Besner’s creative work is based on a mixed technique on canvas. He has a preference for oil sticks and their rich palette of colours as well as acrylic paint, structural mortar, china marker and aerosol paint. In addition to these materials, he uses a technique of application by the fingers and scraping of the canvas.
Besner met Michael Mensi in 1996, of the Mensi & Rioux artist-painter agency, who proposed that they begin to work in a joint effort. As a result of this commitment, several events happened, including the event-exhibit, La démesure des convoités, November 9, 2004, at the CDP Capital Centre (1000, place Jean-Paul-Riopelle in Montreal), as well as the publication of two books of the artist: La démesure des convoités. Dominic Besner (2000-2004) and Dominic Besner (1993-2000).
In January 2007, Besner was invited to exhibit his most recent work at La Villa des Arts Museum in Casablanca (Morocco) which work inspired three Moroccan designers (Si Mohamed Lakhdar, Karim Tassi and Albert Oiknine) who created a Moroccan caftan inspired by the painting of the artist. The exhibit entitled “Au fil de l’Art” developed into a travelling exhibit that inspired many artists and designers to explore new areas of creation based on the work by Besner. The exhibit was shown in Rabat (Morocco), Montreal, Calgary and Toronto (Canada).
It would be difficult to count all the work that Dominic Besner has actively collaborated in, but we should mention Besner’s participation in the artistic event, the Art of Giving, which brought together a series of young artists who took part in a fund raising activity for various works of charity, organized by the Saatchi Gallery in London (United Kingdom), in the month of October 2010. Besner also participated in a group exhibition at the Museo de Las Artes of the Universidad of Guadalajara (Mexico), which took place from November 29, 2003, through to January 30, 2004. He also joined with Pierre Bündock and François Arsenault (with the participation of the Cirque du Soleil in partnership with Mensi & Rioux) for a short film ― a portrait of Besner, the Artist, and the unveiling of a 92 feet by 7 feet fresco, consisting of painting and stained glass. This work was created specifically for the head office of the Cirque du Soleil ― entitled La Mécanique des villes, this work was presented at the International Festival of Films on Art (FIFA) in March 2008.

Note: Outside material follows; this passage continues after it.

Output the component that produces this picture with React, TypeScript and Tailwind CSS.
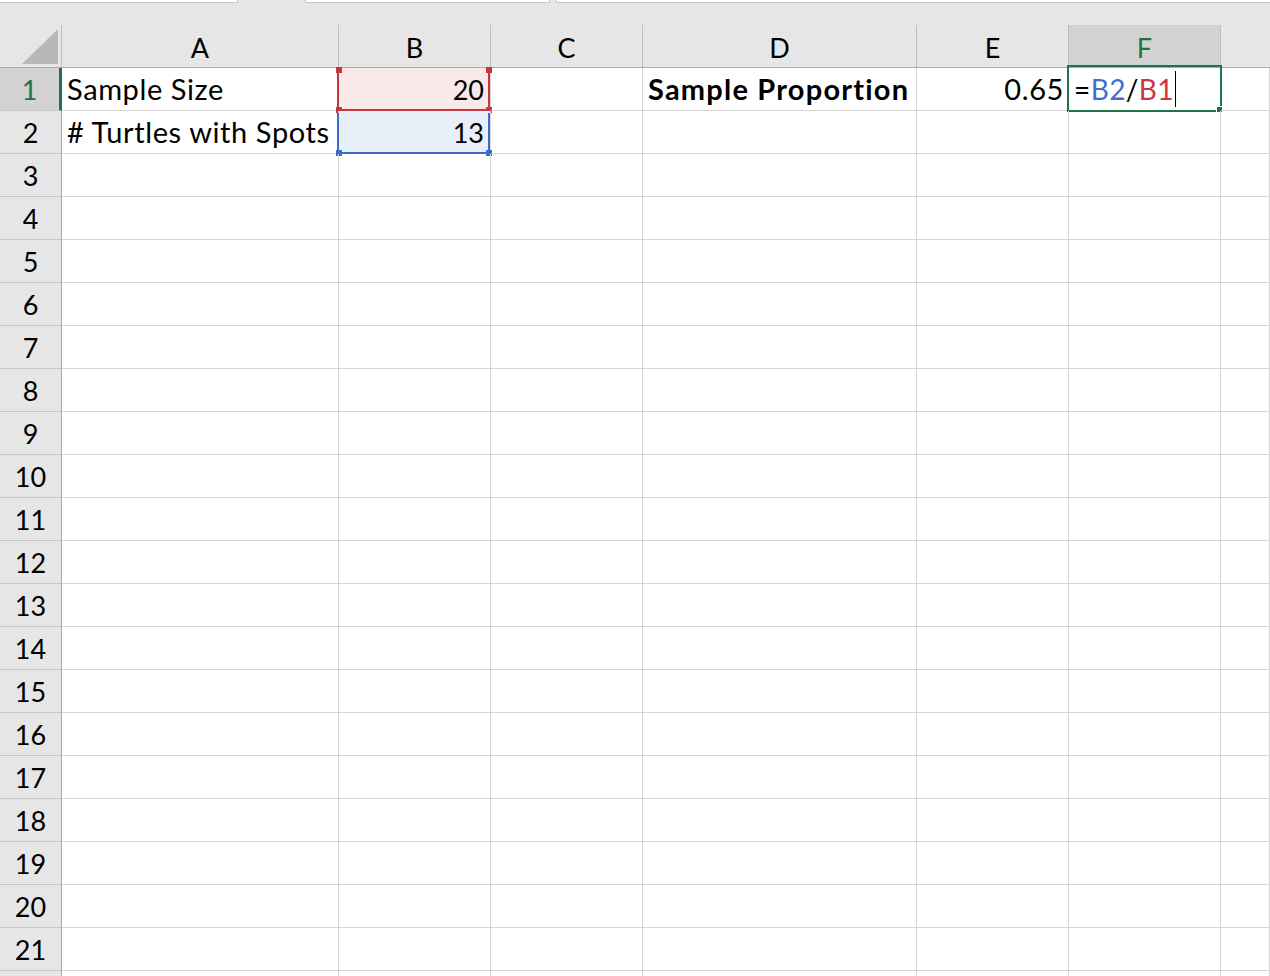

In fact, there were two “excessively monumental” works that coincided to form a single constellation.
The event-exhibition, La Démesure des convoités (2004), as indicated by the title, set on stage larger than life figures ― the faces of men and of beasts, of animals, of women and even of the city, the mother and the matrix of all these highly colourful characters. The grandeur of the work was displayed not only in the excessive dimensions of the paintings, but also by the wide use of metaphors to bring the characters to life. Besner does not in any way seek to reproduce the real world; the faces he depicts go beyond the figurative to suggest the juxtaposition of the various depths of the imagination, which become an integral part of the characters being represented, even for figures that have no face to speak of.
And, Mora (at the same time woman, mother and death) was created in 2010-2011 as the illustration of an enchanting urban tale written under the same title by D. Besner. This exhibition included 36 monumental works by the artist ― works of pure enchantment from an undefined time ―, the event brought together distinguished interpreters from various disciplines, who each in their own way provided an eloquent expression of various scenes from the tale. Various performers from the fields of music, dance, gymnastic, martial arts and video participated in the interpretation of this work. The artists and the invited guests were brought together to take part in the universe of the imagination of Dominic Bester and witnessed firsthand the spellbinding enchantment that was cast upon the audience and multiple waves. Once upon a time… on a magic autumn night was heard the sovereign voice borne by Diane Dufresne, dressed by Mother Midnight, who held hypnotic vigil…
November 2010 gave the solo exhibition entitled Hundred Words consisting of 30 Cyclopean size paintings, inspired by 100 words (“wordless”) chosen by the artist to explore the harmonies/dissonances of language and images. This exhibition made it possible to shed light on the predilection that D. Besner enjoys with both language and images. Previous to this date, he took part in the group exhibition, Western China International Art Biennale, in Yinchuan (China), in the month of September 2010, and in the prestigious Universal Exhibition of Shanghai from May 1st through to October 31 of the same year. Besner will return to China in the month of November 2013 to present an individual exhibition entitled Immortalis at the Museum of Suzhou. This will coincide with an impressive exhibition to take place on the North American continent, entitled Humani Ex Machina, at the Thompson Landry Gallery in Toronto, at which will be shown 25 recent works by Besner.
In recent years, Besner has shown greater interest in writing, in stained glass, in engraving and in sculpture. He recently gave up his tiny but welcoming studio on the Plateau-Mont-Royal for a very large sun-filled space in the industrial section of Montreal. This will put an end to the close intimacy he enjoyed with the objects of his creation, which was imposed by the restraining limits of his work place. Using both the carnal and the immaterial resources available to him, he will slowly but surely tame the new work space into which he has been thrust. Fortunately, for D. Besner renewal is an integral part of his modus vivendi.